Nigeria has received some good economic news – it’s first ever credit rating. Fitch Ratings, a leading global rating agency, has given Nigeria a “double-b minus.” It gives Nigeria a stable economic outlook based on its economic reforms. The rating puts Nigeria on a par with Brazil, Ukraine and Serbia, among others.
Veronica Kalema is a director with Fitch’s Sovereign Ratings Group in London. She spoke to English to Africa’s Joe De Capua about why Nigeria was given the long-term credit rating.
“A double-B minus rating for Nigeria is very good news because it just shows that if managed well its economy has really good prospects. The key factors underpinning the rating are the current government’s strong commitment to reforms, which allowed the Paris Club deal to go ahead. This extinguished all its bilateral debt and has resulted in a dramatic improvement in Nigeria’s public and external balance sheet. And therefore in a lot of indicators it is now it is on par or even stronger than other double-B rate countries,” she says.

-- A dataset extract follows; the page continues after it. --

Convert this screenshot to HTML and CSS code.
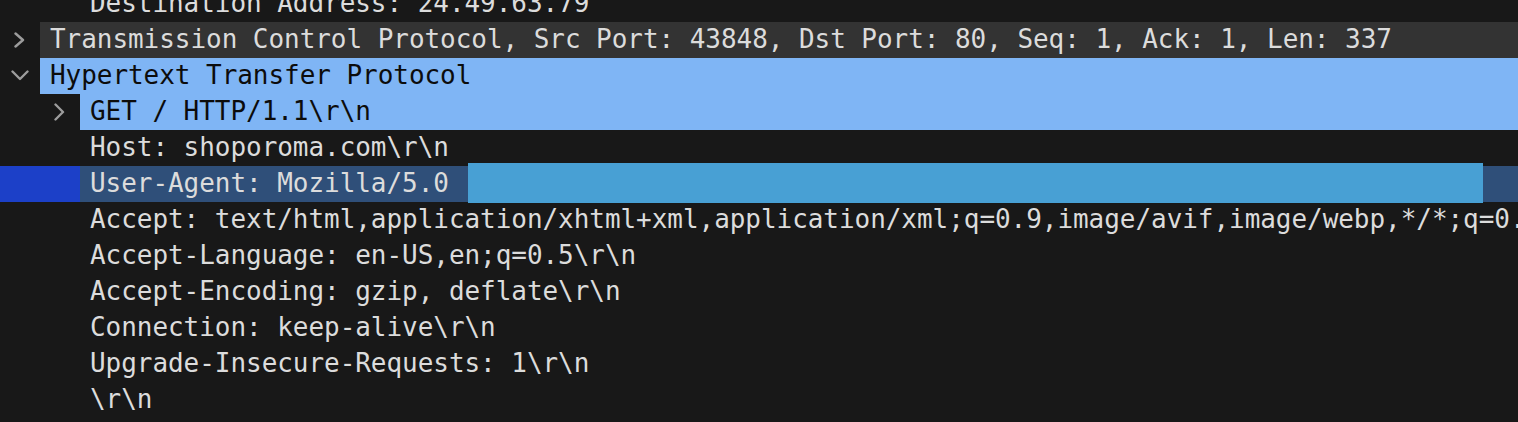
FILE: index.html
```html
<!DOCTYPE html>
<html>
<head>
<meta charset="utf-8">
<link rel="stylesheet" href="styles.css">
</head>
<body>
<div class="tree">
  <div class="row"><span class="indent"></span><span class="twisty"></span><span class="label">Destination Address: 24.49.63.79</span></div>
  <div class="row"><span class="twisty"><svg width="12" height="16" viewBox="0 0 12 16"><polyline points="1.5,1.5 9,8 1.5,14.5" class="chev"/></svg></span><span class="label grey">Transmission Control Protocol, Src Port: 43848, Dst Port: 80, Seq: 1, Ack: 1, Len: 337</span></div>
  <div class="row"><span class="twisty"><svg width="18" height="12" viewBox="0 0 18 12"><polyline points="1.5,1.5 9,9 16.5,1.5" class="chev"/></svg></span><span class="label sel">Hypertext Transfer Protocol</span></div>
  <div class="row"><span class="indent"></span><span class="twisty"><svg width="12" height="18" viewBox="0 0 12 18"><polyline points="1.5,1.5 9,9 1.5,16.5" class="chev"/></svg></span><span class="label sel">GET / HTTP/1.1\r\n</span></div>
  <div class="row"><span class="indent"></span><span class="twisty"></span><span class="label">Host: shoporoma.com\r\n</span></div>
  <div class="row current"><span class="gutter"></span><span class="label cur">User-Agent: Mozilla/5.0</span><span class="redact"></span></div>
  <div class="row"><span class="indent"></span><span class="twisty"></span><span class="label">Accept: text/html,application/xhtml+xml,application/xml;q=0.9,image/avif,image/webp,*/*;q=0.8\r\n</span></div>
  <div class="row"><span class="indent"></span><span class="twisty"></span><span class="label">Accept-Language: en-US,en;q=0.5\r\n</span></div>
  <div class="row"><span class="indent"></span><span class="twisty"></span><span class="label">Accept-Encoding: gzip, deflate\r\n</span></div>
  <div class="row"><span class="indent"></span><span class="twisty"></span><span class="label">Connection: keep-alive\r\n</span></div>
  <div class="row"><span class="indent"></span><span class="twisty"></span><span class="label">Upgrade-Insecure-Requests: 1\r\n</span></div>
  <div class="row"><span class="indent"></span><span class="twisty"></span><span class="label">\r\n</span></div>
</div>
</body>
</html>
```
FILE: styles.css
```css
html, body {
  margin: 0;
  padding: 0;
  background: #181818;
  width: 1518px;
  height: 422px;
  overflow: hidden;
}
.tree {
  margin-top: -14px;
  display: flex;
  flex-direction: column;
  font-family: "DejaVu Sans Mono", monospace;
  font-size: 26px;
  letter-spacing: -0.05px;
  line-height: 35px;
  color: #dcdcdc;
}
.row {
  display: flex;
  height: 36px;
  position: relative;
  white-space: pre;
}
.indent {
  flex: 0 0 40px;
}
.twisty {
  flex: 0 0 40px;
  display: flex;
  align-items: center;
  justify-content: center;
}
.twisty svg {
  display: block;
}
.chev {
  fill: none;
  stroke: #9c9c9c;
  stroke-width: 2.4;
  stroke-linecap: round;
  stroke-linejoin: round;
}
.label {
  flex: 1 1 auto;
  min-width: 0;
  overflow: hidden;
  padding-left: 10px;
}
.grey {
  background: #333333;
}
.sel {
  background: #7fb5f5;
  color: #0c0c0c;
}
.gutter {
  flex: 0 0 80px;
  background: #1c40c8;
}
.cur {
  background: #2f4f79;
  color: #dcdcdc;
}
.redact {
  position: absolute;
  left: 468px;
  top: -3px;
  width: 1015px;
  height: 40px;
  background: #48a0d4;
}
```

Besides Nigeria lowering its debt servicing costs, Kalema says, “Additional revenues from higher oil prices have been managed much more responsibly than in the past. And that provides a buffer against adverse oil shocks.” She praises Nigeria for taking action against corruption, but says the country’s credit rating would have been higher if poverty was lower and civil institutions were stronger.